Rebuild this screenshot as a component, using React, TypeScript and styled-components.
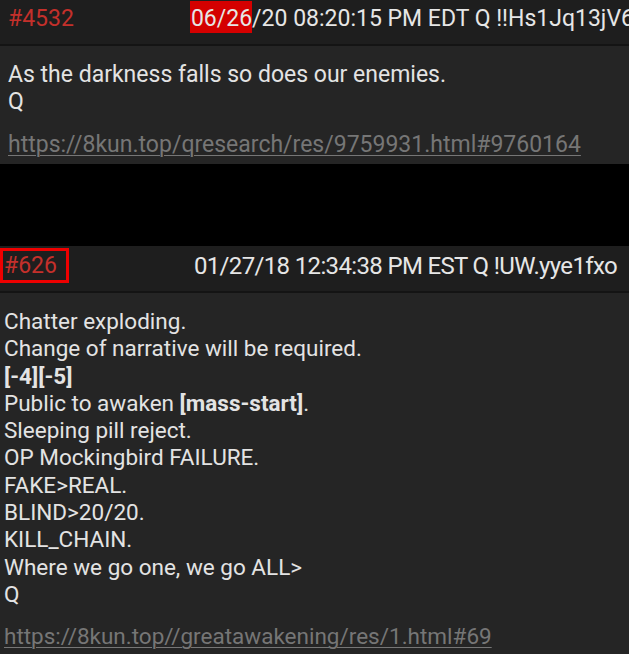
import React from 'react';
import styled, { createGlobalStyle } from 'styled-components';

const Global = createGlobalStyle`
  html, body {
    margin: 0;
    padding: 0;
    background: #000;
  }
  body {
    font-family: Roboto, "Noto Sans", "Liberation Sans", sans-serif;
    overflow: hidden;
  }
`;

const Page = styled.div`
  width: 629px;
  height: 654px;
  overflow: hidden;
  background: #000;
  display: flex;
  flex-direction: column;
  gap: 82px;
`;

const Card = styled.article`
  display: flex;
  flex-direction: column;
  background: #252525;
`;

const Header = styled.header<{ $height: number; $lift: number; $left: number }>`
  display: flex;
  align-items: center;
  box-sizing: border-box;
  height: ${({ $height }) => $height}px;
  padding: 0 12px ${({ $lift }) => $lift}px ${({ $left }) => $left}px;
  background: #1e1e1e;
  border-bottom: 2px solid #141414;
  white-space: nowrap;
  overflow: hidden;
`;

const Num = styled.span<{ $boxed?: boolean }>`
  color: #c4302b;
  font-size: 23px;
  line-height: 1;
  ${({ $boxed }) =>
    $boxed
      ? `
    border: 3px solid #ee0000;
    padding: 3px 9px 3px 1px;
  `
      : ''}
`;

const Stamp = styled.span<{ $condensed?: boolean; $start?: number }>`
  color: #e6e6e6;
  font-size: ${({ $condensed }) => ($condensed ? '24px' : '23px')};
  letter-spacing: ${({ $condensed }) => ($condensed ? '-0.65px' : '0')};
  margin-left: ${({ $start }) => ($start !== undefined ? `${$start}px` : 'auto')};
  flex-shrink: 0;
`;

const Mark = styled.span`
  background: #d40000;
  padding: 4px 0 1px 1px;
`;

const Body = styled.div<{ $pad: string; $size: number; $lh: number }>`
  padding: ${({ $pad }) => $pad};
  color: #e3e3e3;
  font-size: ${({ $size }) => $size}px;
  line-height: ${({ $lh }) => $lh}px;
`;

const Line = styled.div``;

const Strong = styled.b`
  font-weight: 700;
`;

const Link = styled.a<{ $top: number }>`
  display: block;
  margin-top: ${({ $top }) => $top}px;
  color: #767676;
  text-decoration: underline;
  text-underline-offset: 3px;
  text-decoration-thickness: 1px;
`;

const lines: React.ReactNode[] = [
  'Chatter exploding.',
  'Change of narrative will be required.',
  <Strong>[-4][-5]</Strong>,
  <>
    Public to awaken <Strong>[mass-start]</Strong>.
  </>,
  'Sleeping pill reject.',
  'OP Mockingbird FAILURE.',
  'FAKE>REAL.',
  'BLIND>20/20.',
  'KILL_CHAIN.',
  'Where we go one, we go ALL>',
  'Q',
];

export default function App() {
  return (
    <>
      <Global />
      <Page>
        <Card>
          <Header $height={46} $lift={8} $left={8}>
            <Num>#4532</Num>
            <Stamp $start={116}>
              <Mark>06/26</Mark>/20 08:20:15 PM EDT Q !!Hs1Jq13jV6
            </Stamp>
          </Header>
          <Body $pad="15px 8px 6px" $size={23} $lh={27}>
            <Line>As the darkness falls so does our enemies.</Line>
            <Line>Q</Line>
            <Link $top={16}>https://8kun.top/qresearch/res/9759931.html#9760164</Link>
          </Body>
        </Card>
        <Card>
          <Header $height={47} $lift={6} $left={0}>
            <Num $boxed>#626</Num>
            <Stamp $condensed>01/27/18 12:34:38 PM EST Q !UW.yye1fxo</Stamp>
          </Header>
          <Body $pad="15px 4px 8px" $size={22.5} $lh={27.3}>
            {lines.map((l, i) => (
              <Line key={i}>{l}</Line>
            ))}
            <Link $top={15}>https://8kun.top//greatawakening/res/1.html#69</Link>
          </Body>
        </Card>
      </Page>
    </>
  );
}
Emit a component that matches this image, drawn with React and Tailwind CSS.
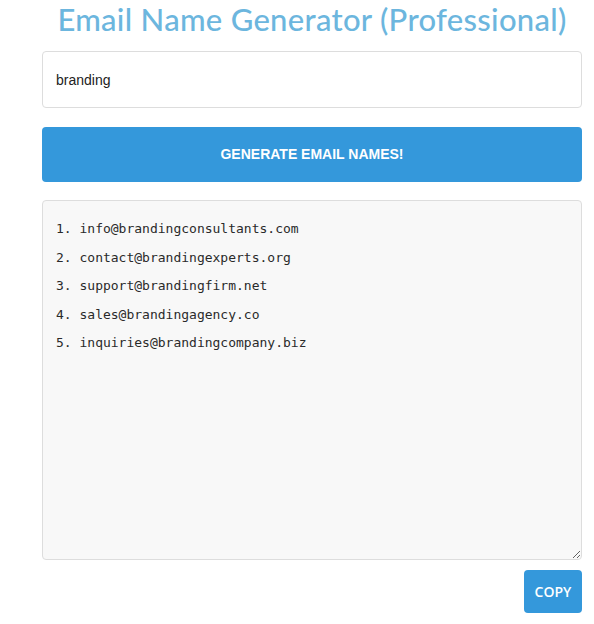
const emails = [
  "info@brandingconsultants.com",
  "contact@brandingexperts.org",
  "support@brandingfirm.net",
  "sales@brandingagency.co",
  "inquiries@brandingcompany.biz",
];

export default function App() {
  const text = emails.map((e, i) => `${i + 1}. ${e}`).join("\n");

  return (
    <div className="min-h-[624px] w-full bg-white">
      <div className="ml-[42px] w-[540px]">
        <h1 className="text-center text-[31px] leading-[38px] font-medium text-[#6cb6de] font-['Lato',sans-serif] tracking-[0.3px]">
          Email Name Generator (Professional)
        </h1>

        <input
          type="text"
          defaultValue="branding"
          className="mt-[13px] block h-[57px] w-full rounded-[4px] border border-[#dddddd] bg-white px-[13px] text-[14px] text-[#222] font-['Liberation_Sans',Arial,sans-serif] outline-none"
        />

        <button className="mt-[19px] flex h-[55px] w-full items-center justify-center rounded-[4px] bg-[#3498db] text-[14px] font-bold uppercase text-white font-['Liberation_Sans',Arial,sans-serif]">
          Generate Email Names!
        </button>

        <textarea
          readOnly
          value={text}
          className="mt-[18px] block h-[360px] w-full rounded-[4px] border border-[#dddddd] bg-[#f8f8f8] px-[13px] pt-[14px] text-[13px] leading-[28.6px] text-[#2a2a2a] font-['DejaVu_Sans_Mono',monospace] outline-none resize-y"
        />

        <div className="mt-[10px] flex justify-end">
          <button className="h-[43px] w-[58px] rounded-[4px] bg-[#3498db] text-[14px] font-semibold text-white font-['Open_Sans',sans-serif]">
            COPY
          </button>
        </div>
      </div>
    </div>
  );
}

□ □ □ □

[Work instructions]: Go through the data above and transcribe it in full, omitting any image.

[Finished answer]:
Rebuild this screenshot as a component, using React, TypeScript and styled-components.
import React from 'react';
import styled, { createGlobalStyle } from 'styled-components';

const Global = createGlobalStyle`
  html, body {
    margin: 0;
    padding: 0;
    background: #000;
  }
  body {
    font-family: Roboto, "Noto Sans", "Liberation Sans", sans-serif;
    overflow: hidden;
  }
`;

const Page = styled.div`
  width: 629px;
  height: 654px;
  overflow: hidden;
  background: #000;
  display: flex;
  flex-direction: column;
  gap: 82px;
`;

const Card = styled.article`
  display: flex;
  flex-direction: column;
  background: #252525;
`;

const Header = styled.header<{ $height: number; $lift: number; $left: number }>`
  display: flex;
  align-items: center;
  box-sizing: border-box;
  height: ${({ $height }) => $height}px;
  padding: 0 12px ${({ $lift }) => $lift}px ${({ $left }) => $left}px;
  background: #1e1e1e;
  border-bottom: 2px solid #141414;
  white-space: nowrap;
  overflow: hidden;
`;

const Num = styled.span<{ $boxed?: boolean }>`
  color: #c4302b;
  font-size: 23px;
  line-height: 1;
  ${({ $boxed }) =>
    $boxed
      ? `
    border: 3px solid #ee0000;
    padding: 3px 9px 3px 1px;
  `
      : ''}
`;

const Stamp = styled.span<{ $condensed?: boolean; $start?: number }>`
  color: #e6e6e6;
  font-size: ${({ $condensed }) => ($condensed ? '24px' : '23px')};
  letter-spacing: ${({ $condensed }) => ($condensed ? '-0.65px' : '0')};
  margin-left: ${({ $start }) => ($start !== undefined ? `${$start}px` : 'auto')};
  flex-shrink: 0;
`;

const Mark = styled.span`
  background: #d40000;
  padding: 4px 0 1px 1px;
`;

const Body = styled.div<{ $pad: string; $size: number; $lh: number }>`
  padding: ${({ $pad }) => $pad};
  color: #e3e3e3;
  font-size: ${({ $size }) => $size}px;
  line-height: ${({ $lh }) => $lh}px;
`;

const Line = styled.div``;

const Strong = styled.b`
  font-weight: 700;
`;

const Link = styled.a<{ $top: number }>`
  display: block;
  margin-top: ${({ $top }) => $top}px;
  color: #767676;
  text-decoration: underline;
  text-underline-offset: 3px;
  text-decoration-thickness: 1px;
`;

const lines: React.ReactNode[] = [
  'Chatter exploding.',
  'Change of narrative will be required.',
  <Strong>[-4][-5]</Strong>,
  <>
    Public to awaken <Strong>[mass-start]</Strong>.
  </>,
  'Sleeping pill reject.',
  'OP Mockingbird FAILURE.',
  'FAKE>REAL.',
  'BLIND>20/20.',
  'KILL_CHAIN.',
  'Where we go one, we go ALL>',
  'Q',
];

export default function App() {
  return (
    <>
      <Global />
      <Page>
        <Card>
          <Header $height={46} $lift={8} $left={8}>
            <Num>#4532</Num>
            <Stamp $start={116}>
              <Mark>06/26</Mark>/20 08:20:15 PM EDT Q !!Hs1Jq13jV6
            </Stamp>
          </Header>
          <Body $pad="15px 8px 6px" $size={23} $lh={27}>
            <Line>As the darkness falls so does our enemies.</Line>
            <Line>Q</Line>
            <Link $top={16}>https://8kun.top/qresearch/res/9759931.html#9760164</Link>
          </Body>
        </Card>
        <Card>
          <Header $height={47} $lift={6} $left={0}>
            <Num $boxed>#626</Num>
            <Stamp $condensed>01/27/18 12:34:38 PM EST Q !UW.yye1fxo</Stamp>
          </Header>
          <Body $pad="15px 4px 8px" $size={22.5} $lh={27.3}>
            {lines.map((l, i) => (
              <Line key={i}>{l}</Line>
            ))}
            <Link $top={15}>https://8kun.top//greatawakening/res/1.html#69</Link>
          </Body>
        </Card>
      </Page>
    </>
  );
}
Emit a component that matches this image, drawn with React and Tailwind CSS.
const emails = [
  "info@brandingconsultants.com",
  "contact@brandingexperts.org",
  "support@brandingfirm.net",
  "sales@brandingagency.co",
  "inquiries@brandingcompany.biz",
];

export default function App() {
  const text = emails.map((e, i) => `${i + 1}. ${e}`).join("\n");

  return (
    <div className="min-h-[624px] w-full bg-white">
      <div className="ml-[42px] w-[540px]">
        <h1 className="text-center text-[31px] leading-[38px] font-medium text-[#6cb6de] font-['Lato',sans-serif] tracking-[0.3px]">
          Email Name Generator (Professional)
        </h1>

        <input
          type="text"
          defaultValue="branding"
          className="mt-[13px] block h-[57px] w-full rounded-[4px] border border-[#dddddd] bg-white px-[13px] text-[14px] text-[#222] font-['Liberation_Sans',Arial,sans-serif] outline-none"
        />

        <button className="mt-[19px] flex h-[55px] w-full items-center justify-center rounded-[4px] bg-[#3498db] text-[14px] font-bold uppercase text-white font-['Liberation_Sans',Arial,sans-serif]">
          Generate Email Names!
        </button>

        <textarea
          readOnly
          value={text}
          className="mt-[18px] block h-[360px] w-full rounded-[4px] border border-[#dddddd] bg-[#f8f8f8] px-[13px] pt-[14px] text-[13px] leading-[28.6px] text-[#2a2a2a] font-['DejaVu_Sans_Mono',monospace] outline-none resize-y"
        />

        <div className="mt-[10px] flex justify-end">
          <button className="h-[43px] w-[58px] rounded-[4px] bg-[#3498db] text-[14px] font-semibold text-white font-['Open_Sans',sans-serif]">
            COPY
          </button>
        </div>
      </div>
    </div>
  );
}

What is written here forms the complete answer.